Why join strategy affects Spark performance in Apache Spark - Performance Analysis
When working with Spark, how we join data sets changes how long the process takes.
We want to know how the choice of join method affects the work Spark does as data grows.
Analyze the time complexity of the following Spark join code snippet.
val df1 = spark.read.parquet("data1.parquet")
val df2 = spark.read.parquet("data2.parquet")
// Broadcast join
import org.apache.spark.sql.functions.broadcast
val broadcastDf2 = broadcast(df2)
val joinedDf = df1.join(broadcastDf2, "id")
joinedDf.show()
This code uses a broadcast join to combine two data sets on the "id" column.
Look at what repeats during the join process.
- Primary operation: Matching rows from df1 with rows from df2 by "id".
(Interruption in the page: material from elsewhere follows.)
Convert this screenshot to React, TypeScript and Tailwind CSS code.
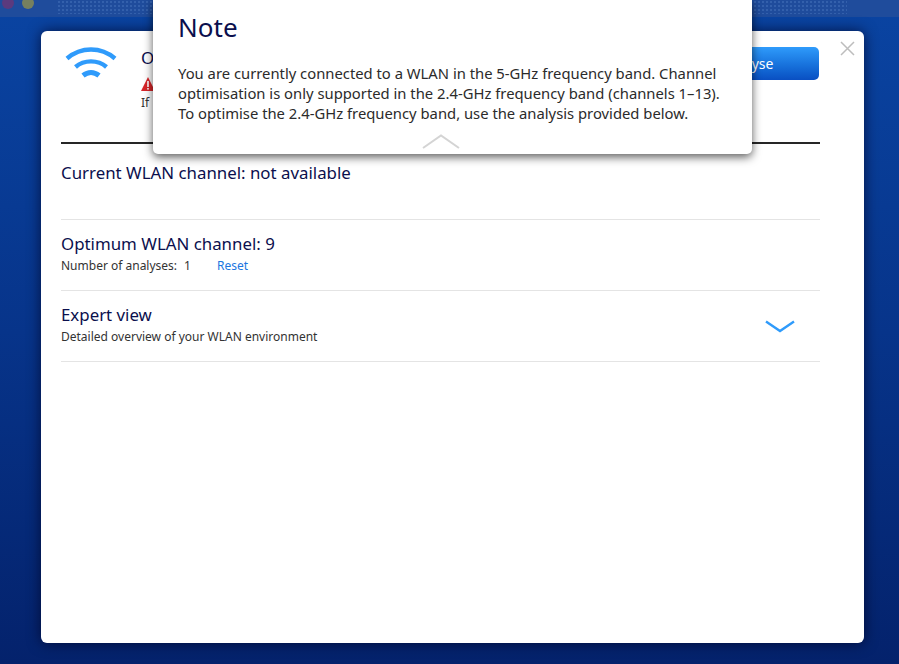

- How many times: For each row in df1, Spark looks up matching rows in df2.
Think about how the work changes as df1 and df2 get bigger.
| Input Size (df1 rows) | Approx. Operations |
|---|---|
| 10 | 10 lookups in broadcasted df2 |
| 100 | 100 lookups in broadcasted df2 |
| 1000 | 1000 lookups in broadcasted df2 |
Pattern observation: The number of operations grows roughly in direct proportion to the size of df1.
Time Complexity: O(n)
This means the work grows linearly with the size of the larger data set being joined.
[X] Wrong: "All join strategies take the same time no matter the data size."
[OK] Correct: Different join methods handle data differently, so their work grows differently as data grows.
Understanding how join choices affect performance shows you can write Spark code that works well on big data.
"What if we replaced the broadcast join with a shuffle join? How would the time complexity change?"